# A Limit of a Series of Determinants

### Solution 1

We apply row operations to the determinant:

\begin{align} D_k&=\left|\begin{array}{ccc} \sin A & \sin B & \sin C\\\sin(A+kx) & \sin(B+kx) & \sin(C+kx)\\\cos(A+kx) & \cos(B+kx) & \cos(C+kx)\end{array}\right|^{r_2=r_2-(\cos(kx))r_1\\r_3=r_3-(\sin (kx))r_1}\\\\ &=\left|\begin{array}{ccc} \sin A & \sin B & \sin C\\\cos(A)\sin(kx) & \cos (B)\sin(kx) & \cos(C)\sin(kx)\\\cos(A)\cos(kx) & \cos(B)\cos(kx) & \cos(C)\cos(kx)\end{array}\right|\\\\ &=0, \end{align}

since rows $r_2$ and $r_3$ are linearly dependent:

$(\cos(kx))r_2-(\sin(kx))r_3=0.$

The sought limit is therefore $0.$

### Solution 2

Let's remark that $D_k$ is real. Multiply the second row by $i$ and add that to the third row to obtain

$D_k=(\cos(xk)+i\sin (xk))\left|\begin{array}{ccc} \sin A & \sin B & \sin C\\\sin(A+kx) & \sin(B+kx) & \sin(C+kx)\\\cos(A) & \cos(B) & \cos(C)\end{array}\right|.$

If $\sin(kx)\ne 0,$ then, since $D_k$ is real,

$\left|\begin{array}{ccc} \sin A & \sin B & \sin C\\\sin(A+kx) & \sin(B+kx) & \sin(C+kx)\\\cos(A) & \cos(B) & \cos(C)\end{array}\right|=0.$

Hence, $D_k=0.$ If $\sin(xk)=0,$ then $kx=m\pi,$ implying the linear dependence of the first two rows. So, $D_k=0,$ in this case as well.

### Solution 3

For all $k$,

\displaystyle \begin{align} D_k&=\sum_{cyc} \sin A[\sin (B+kx) \cos (C+kx)-\cos (B+kx) \sin (C+kx)] \\ &=\sum_{cyc}\sin A \sin(B-C) =\sum_{cyc}\sin (B+C) \sin(B-C) \\ &=\sum_{cyc}\frac{1}{2}(\cos 2C - \cos 2B)=0. \end{align}

Thus, the limit is $0$.

### Acknowledgment

The problem, with a solution, was kindly posted at the CutTheKnotMath facebook page by Dan Sitaru.

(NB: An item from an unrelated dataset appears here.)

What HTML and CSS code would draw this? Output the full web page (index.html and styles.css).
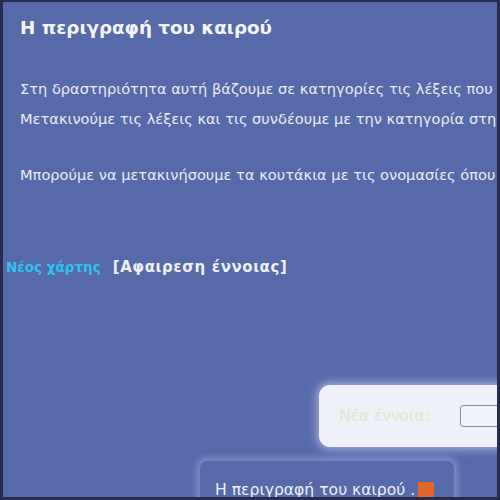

The problem is by Dan and was previously published in the Romanian Mathematical Magazine. Solution 1 is by Ravi Prakash, Solution 2 is by Leo Giugiuc; Solution 3 is by Amit Itagi.

It may be observed that the requirement that $A,B,C$ be the three angles of a triangle is a red herring.